Both types of service are necessary, and together constitute a logical progression of development. We see in general that supra-natural conduct must precede that which is within nature. An example of this is when the Torah was given, a process which was initiated by G-d’s descent to Mt. Sinai and only then followed by Moshe Rabbeinu’s ascent.
The same applies in the course of revelation of pnimiyus ha’Torah (the inner, mystical parts of Torah). First came the revelation from above through the service of the Baal Shem Tov. Only then came the service of the Alter Rebbe, revealing G-dliness within the world and making a true “dwelling place below.”
This explains, then, the two qualities mentioned previously. They are called “luminaries” because they represent stages in the one process of the revelation of pnimiyus ha’Torah and G-dliness throughout the world. However, it is also stressed that they are “two,” i.e. distinct stages separated in time and in function.
(Sicha of Chai Elul 5747)
d.) Beginning of month by month evaluation of previous year
Each of the last twelve days of the year correspond to one of the twelve months. In these days we are granted the potential to compensate for any deficiencies, and elevate our conduct of these months. In this context, Chai Elul parallels the month of Tishrei.

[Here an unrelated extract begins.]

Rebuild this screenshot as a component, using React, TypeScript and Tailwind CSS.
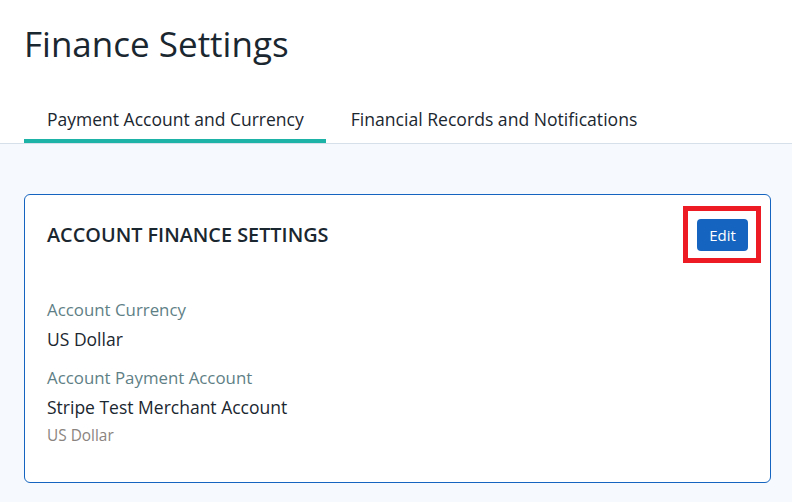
import React from "react";

export default function App() {
  return (
    <div className="w-[792px] h-[502px] bg-white flex flex-col overflow-hidden" style={{ fontFamily: '"Open Sans", "Noto Sans", sans-serif' }}>
      <div className="px-[24px] pt-[20px]">
        <h1 className="text-[35px] leading-[48px] text-[#1b2730] font-normal">Finance Settings</h1>
        <div className="flex mt-[34px]">
          <div className="pl-[23px] pr-[22px] h-[41px] pb-[3px] flex items-center border-b-[4px] border-[#1db3a6] text-[17.5px] text-[#1b2730]">Payment Account and Currency</div>
          <div className="px-[25px] h-[41px] pb-[3px] flex items-center border-b-[4px] border-transparent text-[17.6px] text-[#1b2730]">Financial Records and Notifications</div>
        </div>
      </div>
      <div className="flex-1 bg-[#f6f9fd] border-t border-[#d6e0ea] pt-[50px] pl-[24px] pr-[21px]">
        <div className="bg-white border border-[#1565c0] rounded-[6px] h-[289px] px-[22px] pt-[24px]">
          <div className="flex items-center justify-between">
            <h2 className="text-[19.85px] font-semibold text-[#1b2730]">ACCOUNT FINANCE SETTINGS</h2>
            <div className="relative">
              <span className="absolute left-[-14px] top-[-13px] right-[-13px] bottom-[-12px] border-[5px] border-[#ed1c24]"></span>
              <button className="relative w-[51px] h-[32px] rounded-[4px] bg-[#1565c0] text-white text-[15px]">Edit</button>
            </div>
          </div>
          <div className="mt-[47px] flex flex-col">
            <div className="text-[16.85px] leading-[24px] text-[#5f7f86]">Account Currency</div>
            <div className="text-[17.5px] leading-[26px] mt-[4px] text-[#1b2730]">US Dollar</div>
            <div className="text-[16.85px] leading-[24px] mt-[14px] text-[#5f7f86]">Account Payment Account</div>
            <div className="text-[17.5px] leading-[26px] mt-[4px] text-[#1b2730]">Stripe Test Merchant Account</div>
            <div className="text-[15.4px] leading-[22px] mt-[5px] text-[#8a8480]">US Dollar</div>
          </div>
        </div>
      </div>
    </div>
  );
}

It would appear then that the Rebbe Rayatz’s statement indicates that from Chai Elul a new phase of service begins. Although Elul is a month of stocktaking, from Chai Elul onward begins the “Elul of Elul.” This relates to the new life-energy that Chai Elul introduces. This new energy not only adds vitality to the previous service, it initiates an entirely new phase of service.